Dataset excerpt:
———

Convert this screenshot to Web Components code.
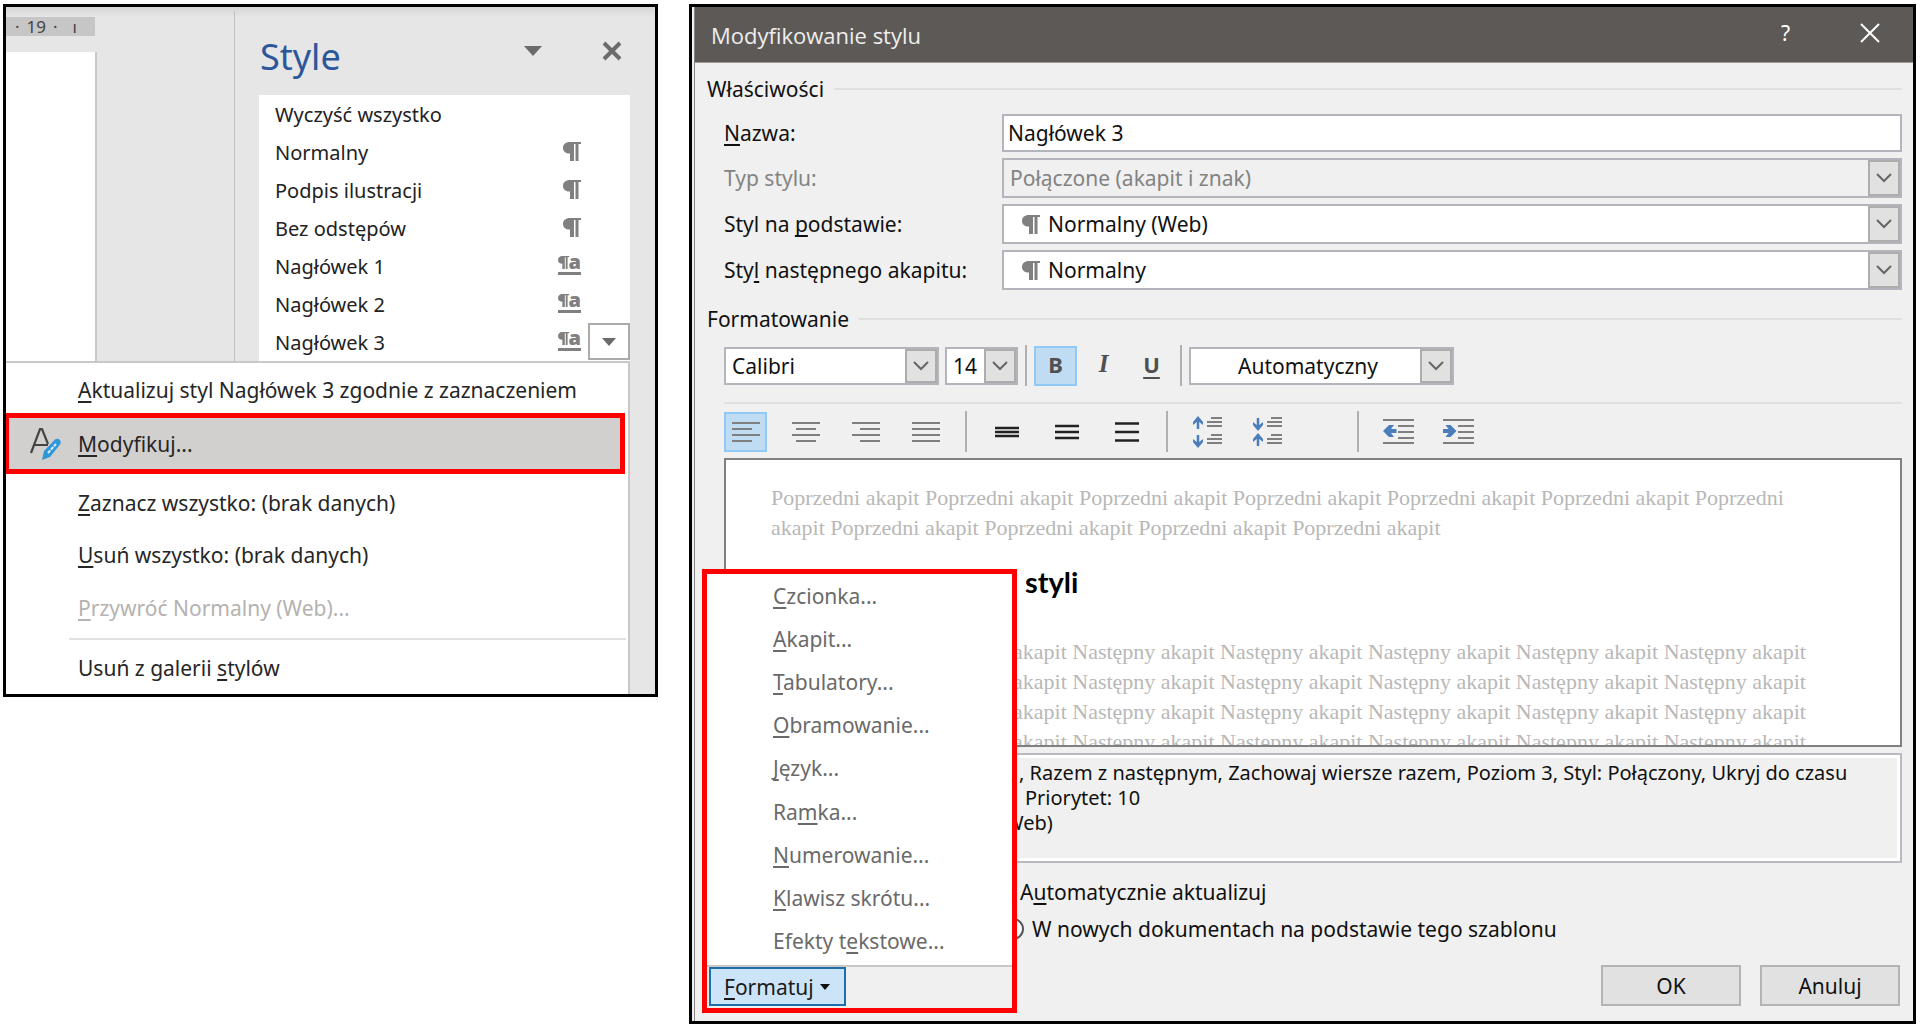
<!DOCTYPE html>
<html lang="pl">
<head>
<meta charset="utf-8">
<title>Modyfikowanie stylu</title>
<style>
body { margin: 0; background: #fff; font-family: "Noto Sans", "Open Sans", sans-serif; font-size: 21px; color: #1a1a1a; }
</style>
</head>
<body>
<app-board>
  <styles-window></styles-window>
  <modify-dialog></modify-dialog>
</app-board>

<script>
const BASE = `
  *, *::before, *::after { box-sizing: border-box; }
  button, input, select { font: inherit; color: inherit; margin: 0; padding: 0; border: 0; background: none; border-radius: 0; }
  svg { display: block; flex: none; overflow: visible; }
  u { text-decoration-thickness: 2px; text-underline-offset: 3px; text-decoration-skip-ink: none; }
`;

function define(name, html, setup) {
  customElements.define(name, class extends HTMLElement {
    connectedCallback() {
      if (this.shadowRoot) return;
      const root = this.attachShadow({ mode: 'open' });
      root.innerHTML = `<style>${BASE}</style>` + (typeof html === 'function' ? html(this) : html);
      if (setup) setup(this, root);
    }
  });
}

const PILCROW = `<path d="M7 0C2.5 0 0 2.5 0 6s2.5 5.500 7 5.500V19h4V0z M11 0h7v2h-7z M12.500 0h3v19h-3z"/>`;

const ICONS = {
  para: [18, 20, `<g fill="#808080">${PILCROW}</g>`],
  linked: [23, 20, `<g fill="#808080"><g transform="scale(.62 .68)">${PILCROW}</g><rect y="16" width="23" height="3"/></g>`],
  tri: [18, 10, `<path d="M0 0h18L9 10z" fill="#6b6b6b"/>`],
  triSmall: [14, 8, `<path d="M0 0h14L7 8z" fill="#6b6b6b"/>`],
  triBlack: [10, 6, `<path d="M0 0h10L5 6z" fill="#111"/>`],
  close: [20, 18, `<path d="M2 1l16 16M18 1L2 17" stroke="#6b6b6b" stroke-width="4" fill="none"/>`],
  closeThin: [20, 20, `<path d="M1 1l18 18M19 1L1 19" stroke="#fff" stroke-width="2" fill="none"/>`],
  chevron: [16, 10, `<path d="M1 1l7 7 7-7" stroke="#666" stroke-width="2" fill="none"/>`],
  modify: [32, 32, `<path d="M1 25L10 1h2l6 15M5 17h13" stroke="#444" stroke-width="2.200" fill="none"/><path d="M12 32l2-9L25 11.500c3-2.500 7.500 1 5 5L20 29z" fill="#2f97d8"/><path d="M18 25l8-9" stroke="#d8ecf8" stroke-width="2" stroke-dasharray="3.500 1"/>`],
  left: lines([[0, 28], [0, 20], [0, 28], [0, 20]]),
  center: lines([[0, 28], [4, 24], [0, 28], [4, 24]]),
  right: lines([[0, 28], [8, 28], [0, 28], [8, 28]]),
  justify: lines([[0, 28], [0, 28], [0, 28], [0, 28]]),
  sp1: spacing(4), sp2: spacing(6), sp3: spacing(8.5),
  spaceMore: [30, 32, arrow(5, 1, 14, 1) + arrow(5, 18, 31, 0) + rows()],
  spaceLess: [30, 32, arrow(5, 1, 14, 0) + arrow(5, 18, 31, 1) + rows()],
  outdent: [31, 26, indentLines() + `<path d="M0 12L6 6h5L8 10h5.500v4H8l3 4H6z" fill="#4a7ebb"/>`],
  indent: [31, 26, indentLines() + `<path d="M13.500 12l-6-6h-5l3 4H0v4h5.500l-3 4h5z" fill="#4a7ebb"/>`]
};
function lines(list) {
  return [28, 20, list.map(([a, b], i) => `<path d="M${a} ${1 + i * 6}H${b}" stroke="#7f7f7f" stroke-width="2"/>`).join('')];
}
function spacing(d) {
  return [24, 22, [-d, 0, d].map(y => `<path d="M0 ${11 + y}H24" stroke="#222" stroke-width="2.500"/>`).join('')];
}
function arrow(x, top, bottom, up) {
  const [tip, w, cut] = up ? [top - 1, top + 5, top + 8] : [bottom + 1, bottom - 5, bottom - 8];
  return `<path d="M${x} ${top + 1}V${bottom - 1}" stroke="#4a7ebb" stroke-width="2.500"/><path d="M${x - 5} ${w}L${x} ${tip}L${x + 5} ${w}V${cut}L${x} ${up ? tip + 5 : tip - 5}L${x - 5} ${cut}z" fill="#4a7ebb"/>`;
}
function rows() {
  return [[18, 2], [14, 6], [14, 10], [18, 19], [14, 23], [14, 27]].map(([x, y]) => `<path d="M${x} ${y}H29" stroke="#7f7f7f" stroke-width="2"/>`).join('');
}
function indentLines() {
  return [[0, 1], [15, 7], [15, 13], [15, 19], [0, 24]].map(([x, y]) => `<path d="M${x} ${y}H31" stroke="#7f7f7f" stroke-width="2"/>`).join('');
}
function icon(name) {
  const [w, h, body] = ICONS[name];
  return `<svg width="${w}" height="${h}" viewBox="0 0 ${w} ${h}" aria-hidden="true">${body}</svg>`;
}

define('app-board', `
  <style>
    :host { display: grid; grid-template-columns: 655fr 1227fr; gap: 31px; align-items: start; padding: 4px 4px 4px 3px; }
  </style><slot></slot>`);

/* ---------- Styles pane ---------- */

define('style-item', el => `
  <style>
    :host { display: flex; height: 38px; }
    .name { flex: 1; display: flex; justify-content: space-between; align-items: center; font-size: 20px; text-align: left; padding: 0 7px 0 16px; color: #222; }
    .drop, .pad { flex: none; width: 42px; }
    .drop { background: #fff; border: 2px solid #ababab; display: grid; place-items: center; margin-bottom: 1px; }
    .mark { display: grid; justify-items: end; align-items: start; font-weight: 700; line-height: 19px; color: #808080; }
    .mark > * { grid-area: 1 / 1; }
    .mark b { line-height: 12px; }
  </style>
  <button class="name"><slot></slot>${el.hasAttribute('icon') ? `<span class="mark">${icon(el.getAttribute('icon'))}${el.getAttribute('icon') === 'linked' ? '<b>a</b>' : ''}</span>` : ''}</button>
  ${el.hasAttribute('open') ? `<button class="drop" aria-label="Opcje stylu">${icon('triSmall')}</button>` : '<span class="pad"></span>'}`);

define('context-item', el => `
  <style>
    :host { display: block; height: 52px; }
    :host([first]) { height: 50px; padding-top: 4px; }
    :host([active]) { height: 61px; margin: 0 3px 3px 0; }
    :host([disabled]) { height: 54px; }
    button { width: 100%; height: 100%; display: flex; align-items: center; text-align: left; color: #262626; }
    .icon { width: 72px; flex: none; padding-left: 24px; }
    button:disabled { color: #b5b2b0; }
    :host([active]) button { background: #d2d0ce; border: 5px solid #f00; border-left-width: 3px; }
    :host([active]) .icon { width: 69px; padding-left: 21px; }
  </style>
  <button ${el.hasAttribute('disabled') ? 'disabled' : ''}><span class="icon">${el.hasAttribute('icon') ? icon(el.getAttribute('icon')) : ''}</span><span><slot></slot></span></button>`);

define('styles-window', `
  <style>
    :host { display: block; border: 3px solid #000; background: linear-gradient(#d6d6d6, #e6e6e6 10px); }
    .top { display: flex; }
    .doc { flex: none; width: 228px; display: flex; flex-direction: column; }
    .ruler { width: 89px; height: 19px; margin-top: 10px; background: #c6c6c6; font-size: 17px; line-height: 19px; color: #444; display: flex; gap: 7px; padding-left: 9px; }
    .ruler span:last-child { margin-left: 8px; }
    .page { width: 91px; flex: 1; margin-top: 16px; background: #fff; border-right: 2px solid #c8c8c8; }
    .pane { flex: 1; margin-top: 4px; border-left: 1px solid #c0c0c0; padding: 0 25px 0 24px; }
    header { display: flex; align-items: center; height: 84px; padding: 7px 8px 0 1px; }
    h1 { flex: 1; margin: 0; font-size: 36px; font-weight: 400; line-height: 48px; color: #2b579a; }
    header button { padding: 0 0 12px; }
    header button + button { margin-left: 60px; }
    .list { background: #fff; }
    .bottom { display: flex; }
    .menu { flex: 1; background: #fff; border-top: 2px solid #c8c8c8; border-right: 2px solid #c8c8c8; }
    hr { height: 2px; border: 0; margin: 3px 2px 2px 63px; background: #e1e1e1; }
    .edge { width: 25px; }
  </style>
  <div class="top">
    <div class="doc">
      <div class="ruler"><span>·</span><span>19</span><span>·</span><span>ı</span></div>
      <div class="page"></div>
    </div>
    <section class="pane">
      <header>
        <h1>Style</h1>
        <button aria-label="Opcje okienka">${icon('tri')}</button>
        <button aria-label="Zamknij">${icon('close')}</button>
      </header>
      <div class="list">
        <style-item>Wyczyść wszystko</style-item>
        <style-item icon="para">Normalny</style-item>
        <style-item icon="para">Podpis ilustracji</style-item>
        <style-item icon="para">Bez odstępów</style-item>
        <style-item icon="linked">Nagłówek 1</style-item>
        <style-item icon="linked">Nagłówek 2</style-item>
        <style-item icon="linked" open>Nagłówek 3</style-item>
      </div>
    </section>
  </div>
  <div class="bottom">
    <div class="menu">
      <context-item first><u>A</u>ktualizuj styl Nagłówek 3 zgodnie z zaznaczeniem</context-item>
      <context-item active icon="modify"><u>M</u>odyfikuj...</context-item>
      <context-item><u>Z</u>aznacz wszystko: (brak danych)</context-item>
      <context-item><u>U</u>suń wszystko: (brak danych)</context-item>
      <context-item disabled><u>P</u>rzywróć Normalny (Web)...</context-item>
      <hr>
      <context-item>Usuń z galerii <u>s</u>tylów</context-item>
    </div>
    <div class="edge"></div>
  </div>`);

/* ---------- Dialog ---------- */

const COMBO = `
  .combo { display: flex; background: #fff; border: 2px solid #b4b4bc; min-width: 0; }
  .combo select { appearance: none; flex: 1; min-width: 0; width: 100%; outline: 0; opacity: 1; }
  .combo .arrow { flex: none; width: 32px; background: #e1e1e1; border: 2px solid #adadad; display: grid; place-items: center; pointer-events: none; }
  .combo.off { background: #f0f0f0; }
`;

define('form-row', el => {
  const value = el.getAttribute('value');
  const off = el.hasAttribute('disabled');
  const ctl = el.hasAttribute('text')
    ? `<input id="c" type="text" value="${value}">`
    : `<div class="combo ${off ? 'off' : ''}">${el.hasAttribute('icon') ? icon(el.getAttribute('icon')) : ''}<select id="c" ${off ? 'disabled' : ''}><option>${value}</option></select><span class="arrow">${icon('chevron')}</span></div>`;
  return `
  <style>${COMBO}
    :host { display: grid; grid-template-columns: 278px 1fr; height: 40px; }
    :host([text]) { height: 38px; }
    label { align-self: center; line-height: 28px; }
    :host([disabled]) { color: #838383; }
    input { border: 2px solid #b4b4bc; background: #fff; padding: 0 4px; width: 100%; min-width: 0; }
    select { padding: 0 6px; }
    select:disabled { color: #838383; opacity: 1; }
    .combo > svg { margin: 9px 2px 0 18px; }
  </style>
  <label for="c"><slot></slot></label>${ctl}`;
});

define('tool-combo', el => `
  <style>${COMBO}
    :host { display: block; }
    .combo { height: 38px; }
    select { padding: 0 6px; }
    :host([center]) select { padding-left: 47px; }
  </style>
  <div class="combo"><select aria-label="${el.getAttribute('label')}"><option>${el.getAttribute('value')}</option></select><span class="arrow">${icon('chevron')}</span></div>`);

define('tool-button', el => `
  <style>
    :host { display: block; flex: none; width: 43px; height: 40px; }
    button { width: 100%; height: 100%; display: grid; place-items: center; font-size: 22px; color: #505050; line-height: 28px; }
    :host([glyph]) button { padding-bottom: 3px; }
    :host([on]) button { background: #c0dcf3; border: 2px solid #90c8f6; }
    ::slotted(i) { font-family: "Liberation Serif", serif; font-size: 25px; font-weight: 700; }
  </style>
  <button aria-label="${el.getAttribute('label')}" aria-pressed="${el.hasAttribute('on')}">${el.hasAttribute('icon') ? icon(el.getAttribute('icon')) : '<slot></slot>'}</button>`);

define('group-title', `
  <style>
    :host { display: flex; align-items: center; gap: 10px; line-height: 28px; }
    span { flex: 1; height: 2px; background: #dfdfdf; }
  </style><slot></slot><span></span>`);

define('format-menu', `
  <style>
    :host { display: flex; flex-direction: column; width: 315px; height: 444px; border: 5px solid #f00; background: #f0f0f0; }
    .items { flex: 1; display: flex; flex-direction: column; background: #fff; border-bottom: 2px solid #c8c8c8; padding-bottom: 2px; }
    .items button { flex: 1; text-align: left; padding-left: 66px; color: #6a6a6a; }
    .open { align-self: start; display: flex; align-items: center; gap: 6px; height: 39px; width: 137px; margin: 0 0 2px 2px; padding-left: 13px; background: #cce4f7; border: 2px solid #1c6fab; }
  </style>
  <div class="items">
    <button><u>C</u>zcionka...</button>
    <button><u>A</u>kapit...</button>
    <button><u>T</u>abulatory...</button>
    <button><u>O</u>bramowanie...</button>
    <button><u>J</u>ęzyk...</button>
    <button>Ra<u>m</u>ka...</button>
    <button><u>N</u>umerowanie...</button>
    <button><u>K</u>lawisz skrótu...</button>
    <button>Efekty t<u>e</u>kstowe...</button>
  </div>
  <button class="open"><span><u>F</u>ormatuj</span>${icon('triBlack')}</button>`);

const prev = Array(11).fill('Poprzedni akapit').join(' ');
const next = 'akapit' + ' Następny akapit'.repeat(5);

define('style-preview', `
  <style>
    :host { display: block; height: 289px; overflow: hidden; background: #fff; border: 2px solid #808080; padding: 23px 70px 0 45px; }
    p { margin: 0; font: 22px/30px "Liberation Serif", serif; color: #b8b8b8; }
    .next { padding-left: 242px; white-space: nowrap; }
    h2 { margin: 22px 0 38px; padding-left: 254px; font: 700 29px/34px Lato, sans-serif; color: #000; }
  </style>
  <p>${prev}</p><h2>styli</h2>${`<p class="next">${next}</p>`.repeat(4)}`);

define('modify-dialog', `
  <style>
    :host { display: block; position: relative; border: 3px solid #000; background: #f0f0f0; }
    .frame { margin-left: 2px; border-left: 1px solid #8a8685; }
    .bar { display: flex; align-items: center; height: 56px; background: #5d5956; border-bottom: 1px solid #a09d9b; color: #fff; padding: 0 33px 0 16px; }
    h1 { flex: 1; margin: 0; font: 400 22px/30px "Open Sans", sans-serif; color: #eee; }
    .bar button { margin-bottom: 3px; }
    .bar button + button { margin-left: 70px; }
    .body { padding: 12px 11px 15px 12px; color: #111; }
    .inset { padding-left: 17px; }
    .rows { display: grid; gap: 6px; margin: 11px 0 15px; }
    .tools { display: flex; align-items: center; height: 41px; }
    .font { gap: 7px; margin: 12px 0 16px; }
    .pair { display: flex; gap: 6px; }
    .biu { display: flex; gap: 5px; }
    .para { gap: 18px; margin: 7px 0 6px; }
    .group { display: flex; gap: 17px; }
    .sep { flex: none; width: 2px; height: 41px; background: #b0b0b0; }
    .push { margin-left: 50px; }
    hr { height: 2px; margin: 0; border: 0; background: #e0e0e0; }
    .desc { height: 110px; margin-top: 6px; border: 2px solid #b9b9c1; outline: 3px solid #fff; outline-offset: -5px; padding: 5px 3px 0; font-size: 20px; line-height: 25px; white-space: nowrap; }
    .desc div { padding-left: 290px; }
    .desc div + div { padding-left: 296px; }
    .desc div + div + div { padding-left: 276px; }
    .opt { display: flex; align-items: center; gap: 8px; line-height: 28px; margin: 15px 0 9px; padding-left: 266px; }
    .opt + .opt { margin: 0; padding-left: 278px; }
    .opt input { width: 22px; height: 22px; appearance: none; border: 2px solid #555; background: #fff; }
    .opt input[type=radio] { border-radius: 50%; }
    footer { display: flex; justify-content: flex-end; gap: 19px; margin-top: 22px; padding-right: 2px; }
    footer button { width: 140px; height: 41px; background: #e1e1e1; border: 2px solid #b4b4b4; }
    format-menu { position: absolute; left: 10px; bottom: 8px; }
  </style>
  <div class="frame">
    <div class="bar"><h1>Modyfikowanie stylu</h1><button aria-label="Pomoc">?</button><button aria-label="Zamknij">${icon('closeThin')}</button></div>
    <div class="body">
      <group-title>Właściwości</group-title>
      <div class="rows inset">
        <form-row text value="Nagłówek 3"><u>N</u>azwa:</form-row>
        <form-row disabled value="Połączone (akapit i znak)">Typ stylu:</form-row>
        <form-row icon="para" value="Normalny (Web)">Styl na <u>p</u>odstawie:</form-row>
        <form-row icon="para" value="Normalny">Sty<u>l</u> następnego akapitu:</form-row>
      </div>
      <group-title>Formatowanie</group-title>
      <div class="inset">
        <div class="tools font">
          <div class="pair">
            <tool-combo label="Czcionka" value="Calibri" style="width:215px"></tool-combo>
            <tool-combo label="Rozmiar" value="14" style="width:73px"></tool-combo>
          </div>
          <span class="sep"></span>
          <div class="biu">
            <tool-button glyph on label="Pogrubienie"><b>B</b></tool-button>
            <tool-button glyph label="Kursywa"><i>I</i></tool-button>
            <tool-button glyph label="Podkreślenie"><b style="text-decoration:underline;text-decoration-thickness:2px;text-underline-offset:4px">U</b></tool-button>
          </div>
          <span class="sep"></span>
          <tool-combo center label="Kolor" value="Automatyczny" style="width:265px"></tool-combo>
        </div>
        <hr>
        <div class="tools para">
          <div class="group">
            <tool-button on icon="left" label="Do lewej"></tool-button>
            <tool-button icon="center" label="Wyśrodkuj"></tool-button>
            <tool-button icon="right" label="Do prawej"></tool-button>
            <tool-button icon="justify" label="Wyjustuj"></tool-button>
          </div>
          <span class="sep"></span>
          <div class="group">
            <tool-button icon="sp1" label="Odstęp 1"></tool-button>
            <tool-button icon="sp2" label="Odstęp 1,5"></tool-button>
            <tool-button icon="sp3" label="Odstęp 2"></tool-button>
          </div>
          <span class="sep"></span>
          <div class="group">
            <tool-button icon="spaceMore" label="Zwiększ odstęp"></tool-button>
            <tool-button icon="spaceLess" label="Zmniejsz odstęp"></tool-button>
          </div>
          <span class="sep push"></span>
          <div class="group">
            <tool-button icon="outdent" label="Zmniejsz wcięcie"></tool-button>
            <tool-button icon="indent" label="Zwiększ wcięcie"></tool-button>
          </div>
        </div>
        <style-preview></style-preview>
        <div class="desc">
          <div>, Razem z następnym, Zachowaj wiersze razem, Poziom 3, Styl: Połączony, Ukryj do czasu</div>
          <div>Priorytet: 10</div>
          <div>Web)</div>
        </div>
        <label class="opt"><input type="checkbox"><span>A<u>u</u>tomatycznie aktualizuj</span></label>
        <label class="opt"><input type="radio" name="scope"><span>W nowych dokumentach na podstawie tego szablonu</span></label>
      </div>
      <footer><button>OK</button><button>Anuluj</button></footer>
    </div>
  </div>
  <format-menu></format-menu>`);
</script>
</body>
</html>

———

Task instructions:
Reproduce each line holding the word "this".

Expected answer:
Convert this screenshot to Web Components code.
      if (this.shadowRoot) return;
      const root = this.attachShadow({ mode: 'open' });
      root.innerHTML = `<style>${BASE}</style>` + (typeof html === 'function' ? html(this) : html);
      if (setup) setup(this, root);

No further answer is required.